- Exercise details
Exclude the pictures, then repeat the remaining data exactly.

- Dataset section
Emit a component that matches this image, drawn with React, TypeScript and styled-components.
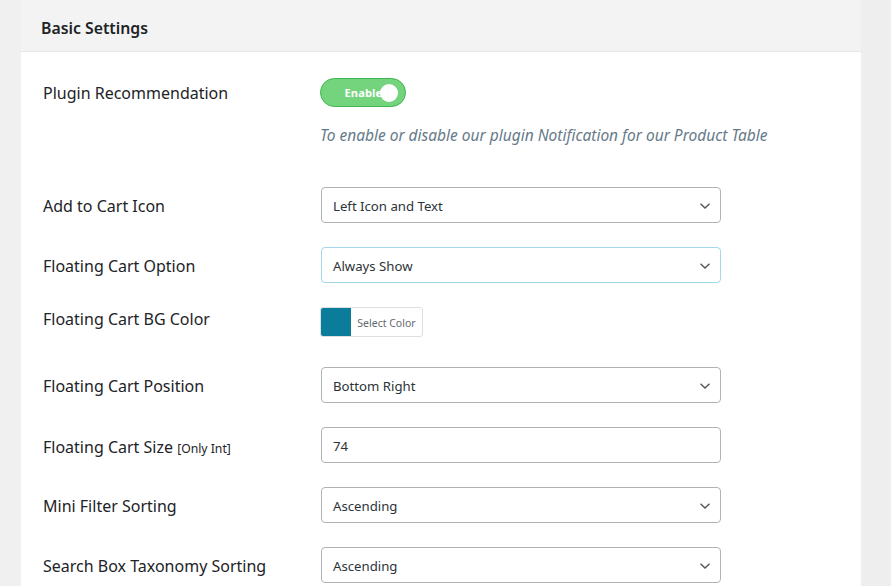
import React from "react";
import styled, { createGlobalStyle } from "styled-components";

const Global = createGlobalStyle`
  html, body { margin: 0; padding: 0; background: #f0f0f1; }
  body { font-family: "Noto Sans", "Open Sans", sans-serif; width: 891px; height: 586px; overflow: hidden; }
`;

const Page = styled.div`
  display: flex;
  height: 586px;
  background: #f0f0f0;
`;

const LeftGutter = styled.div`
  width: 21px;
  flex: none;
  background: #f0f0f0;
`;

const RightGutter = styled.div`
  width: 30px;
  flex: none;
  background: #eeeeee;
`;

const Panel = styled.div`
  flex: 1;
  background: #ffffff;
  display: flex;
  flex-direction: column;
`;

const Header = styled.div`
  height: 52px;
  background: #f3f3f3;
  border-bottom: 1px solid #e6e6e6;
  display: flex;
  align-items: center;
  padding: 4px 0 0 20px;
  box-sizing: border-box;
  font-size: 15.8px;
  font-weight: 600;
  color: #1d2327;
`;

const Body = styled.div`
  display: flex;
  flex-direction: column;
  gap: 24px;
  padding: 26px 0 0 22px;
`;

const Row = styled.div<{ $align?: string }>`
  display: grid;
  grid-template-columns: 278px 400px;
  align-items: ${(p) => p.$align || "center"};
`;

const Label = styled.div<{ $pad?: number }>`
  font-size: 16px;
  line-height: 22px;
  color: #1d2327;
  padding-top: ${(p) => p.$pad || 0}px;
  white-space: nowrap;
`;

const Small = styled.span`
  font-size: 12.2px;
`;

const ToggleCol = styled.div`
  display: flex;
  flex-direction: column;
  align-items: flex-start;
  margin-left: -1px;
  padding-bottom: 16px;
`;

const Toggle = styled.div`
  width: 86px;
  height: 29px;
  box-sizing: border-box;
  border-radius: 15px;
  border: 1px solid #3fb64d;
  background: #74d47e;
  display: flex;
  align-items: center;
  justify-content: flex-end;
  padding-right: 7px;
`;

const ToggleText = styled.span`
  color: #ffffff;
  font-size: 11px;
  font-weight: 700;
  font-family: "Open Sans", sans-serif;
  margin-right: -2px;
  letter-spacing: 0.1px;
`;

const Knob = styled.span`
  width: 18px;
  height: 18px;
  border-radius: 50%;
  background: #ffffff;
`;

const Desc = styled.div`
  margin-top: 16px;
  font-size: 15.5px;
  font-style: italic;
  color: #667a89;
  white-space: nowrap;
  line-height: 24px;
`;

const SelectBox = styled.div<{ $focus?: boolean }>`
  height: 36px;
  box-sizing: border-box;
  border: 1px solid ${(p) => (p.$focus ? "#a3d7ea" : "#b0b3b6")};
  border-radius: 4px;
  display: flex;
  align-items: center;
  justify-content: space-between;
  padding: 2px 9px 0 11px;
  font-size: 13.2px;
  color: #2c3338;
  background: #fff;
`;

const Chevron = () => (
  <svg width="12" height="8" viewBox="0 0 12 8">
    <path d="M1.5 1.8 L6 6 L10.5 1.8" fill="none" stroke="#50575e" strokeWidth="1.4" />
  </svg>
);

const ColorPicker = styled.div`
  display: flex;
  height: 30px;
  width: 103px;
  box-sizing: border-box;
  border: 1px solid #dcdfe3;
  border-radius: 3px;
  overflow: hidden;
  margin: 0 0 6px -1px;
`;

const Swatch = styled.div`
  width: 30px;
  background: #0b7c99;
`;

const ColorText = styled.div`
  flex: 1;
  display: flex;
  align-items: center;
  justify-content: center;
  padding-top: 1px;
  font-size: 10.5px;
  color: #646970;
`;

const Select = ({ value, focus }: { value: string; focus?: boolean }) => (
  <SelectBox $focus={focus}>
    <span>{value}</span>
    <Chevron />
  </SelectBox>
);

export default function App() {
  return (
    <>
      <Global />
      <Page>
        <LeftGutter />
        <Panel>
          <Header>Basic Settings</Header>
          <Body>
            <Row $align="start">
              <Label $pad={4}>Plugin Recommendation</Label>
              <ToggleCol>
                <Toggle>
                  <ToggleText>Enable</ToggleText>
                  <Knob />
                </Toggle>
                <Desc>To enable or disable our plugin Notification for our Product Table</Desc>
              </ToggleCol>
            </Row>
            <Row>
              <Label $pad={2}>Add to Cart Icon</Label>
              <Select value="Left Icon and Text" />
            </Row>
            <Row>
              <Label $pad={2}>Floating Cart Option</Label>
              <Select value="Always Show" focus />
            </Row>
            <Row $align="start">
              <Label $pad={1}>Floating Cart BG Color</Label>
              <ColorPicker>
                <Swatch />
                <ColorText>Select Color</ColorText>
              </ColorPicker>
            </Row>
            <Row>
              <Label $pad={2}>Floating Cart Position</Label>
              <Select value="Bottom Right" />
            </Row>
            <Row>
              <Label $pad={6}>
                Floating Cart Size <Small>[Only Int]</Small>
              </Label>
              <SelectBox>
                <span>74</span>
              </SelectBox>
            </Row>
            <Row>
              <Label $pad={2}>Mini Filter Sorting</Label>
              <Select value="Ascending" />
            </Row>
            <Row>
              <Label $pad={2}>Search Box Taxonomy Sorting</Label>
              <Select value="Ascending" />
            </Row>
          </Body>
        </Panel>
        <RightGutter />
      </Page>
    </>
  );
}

- Exercise result
Emit a component that matches this image, drawn with React, TypeScript and styled-components.
import React from "react";
import styled, { createGlobalStyle } from "styled-components";

const Global = createGlobalStyle`
  html, body { margin: 0; padding: 0; background: #f0f0f1; }
  body { font-family: "Noto Sans", "Open Sans", sans-serif; width: 891px; height: 586px; overflow: hidden; }
`;

const Page = styled.div`
  display: flex;
  height: 586px;
  background: #f0f0f0;
`;

const LeftGutter = styled.div`
  width: 21px;
  flex: none;
  background: #f0f0f0;
`;

const RightGutter = styled.div`
  width: 30px;
  flex: none;
  background: #eeeeee;
`;

const Panel = styled.div`
  flex: 1;
  background: #ffffff;
  display: flex;
  flex-direction: column;
`;

const Header = styled.div`
  height: 52px;
  background: #f3f3f3;
  border-bottom: 1px solid #e6e6e6;
  display: flex;
  align-items: center;
  padding: 4px 0 0 20px;
  box-sizing: border-box;
  font-size: 15.8px;
  font-weight: 600;
  color: #1d2327;
`;

const Body = styled.div`
  display: flex;
  flex-direction: column;
  gap: 24px;
  padding: 26px 0 0 22px;
`;

const Row = styled.div<{ $align?: string }>`
  display: grid;
  grid-template-columns: 278px 400px;
  align-items: ${(p) => p.$align || "center"};
`;

const Label = styled.div<{ $pad?: number }>`
  font-size: 16px;
  line-height: 22px;
  color: #1d2327;
  padding-top: ${(p) => p.$pad || 0}px;
  white-space: nowrap;
`;

const Small = styled.span`
  font-size: 12.2px;
`;

const ToggleCol = styled.div`
  display: flex;
  flex-direction: column;
  align-items: flex-start;
  margin-left: -1px;
  padding-bottom: 16px;
`;

const Toggle = styled.div`
  width: 86px;
  height: 29px;
  box-sizing: border-box;
  border-radius: 15px;
  border: 1px solid #3fb64d;
  background: #74d47e;
  display: flex;
  align-items: center;
  justify-content: flex-end;
  padding-right: 7px;
`;

const ToggleText = styled.span`
  color: #ffffff;
  font-size: 11px;
  font-weight: 700;
  font-family: "Open Sans", sans-serif;
  margin-right: -2px;
  letter-spacing: 0.1px;
`;

const Knob = styled.span`
  width: 18px;
  height: 18px;
  border-radius: 50%;
  background: #ffffff;
`;

const Desc = styled.div`
  margin-top: 16px;
  font-size: 15.5px;
  font-style: italic;
  color: #667a89;
  white-space: nowrap;
  line-height: 24px;
`;

const SelectBox = styled.div<{ $focus?: boolean }>`
  height: 36px;
  box-sizing: border-box;
  border: 1px solid ${(p) => (p.$focus ? "#a3d7ea" : "#b0b3b6")};
  border-radius: 4px;
  display: flex;
  align-items: center;
  justify-content: space-between;
  padding: 2px 9px 0 11px;
  font-size: 13.2px;
  color: #2c3338;
  background: #fff;
`;

const Chevron = () => (
  <svg width="12" height="8" viewBox="0 0 12 8">
    <path d="M1.5 1.8 L6 6 L10.5 1.8" fill="none" stroke="#50575e" strokeWidth="1.4" />
  </svg>
);

const ColorPicker = styled.div`
  display: flex;
  height: 30px;
  width: 103px;
  box-sizing: border-box;
  border: 1px solid #dcdfe3;
  border-radius: 3px;
  overflow: hidden;
  margin: 0 0 6px -1px;
`;

const Swatch = styled.div`
  width: 30px;
  background: #0b7c99;
`;

const ColorText = styled.div`
  flex: 1;
  display: flex;
  align-items: center;
  justify-content: center;
  padding-top: 1px;
  font-size: 10.5px;
  color: #646970;
`;

const Select = ({ value, focus }: { value: string; focus?: boolean }) => (
  <SelectBox $focus={focus}>
    <span>{value}</span>
    <Chevron />
  </SelectBox>
);

export default function App() {
  return (
    <>
      <Global />
      <Page>
        <LeftGutter />
        <Panel>
          <Header>Basic Settings</Header>
          <Body>
            <Row $align="start">
              <Label $pad={4}>Plugin Recommendation</Label>
              <ToggleCol>
                <Toggle>
                  <ToggleText>Enable</ToggleText>
                  <Knob />
                </Toggle>
                <Desc>To enable or disable our plugin Notification for our Product Table</Desc>
              </ToggleCol>
            </Row>
            <Row>
              <Label $pad={2}>Add to Cart Icon</Label>
              <Select value="Left Icon and Text" />
            </Row>
            <Row>
              <Label $pad={2}>Floating Cart Option</Label>
              <Select value="Always Show" focus />
            </Row>
            <Row $align="start">
              <Label $pad={1}>Floating Cart BG Color</Label>
              <ColorPicker>
                <Swatch />
                <ColorText>Select Color</ColorText>
              </ColorPicker>
            </Row>
            <Row>
              <Label $pad={2}>Floating Cart Position</Label>
              <Select value="Bottom Right" />
            </Row>
            <Row>
              <Label $pad={6}>
                Floating Cart Size <Small>[Only Int]</Small>
              </Label>
              <SelectBox>
                <span>74</span>
              </SelectBox>
            </Row>
            <Row>
              <Label $pad={2}>Mini Filter Sorting</Label>
              <Select value="Ascending" />
            </Row>
            <Row>
              <Label $pad={2}>Search Box Taxonomy Sorting</Label>
              <Select value="Ascending" />
            </Row>
          </Body>
        </Panel>
        <RightGutter />
      </Page>
    </>
  );
}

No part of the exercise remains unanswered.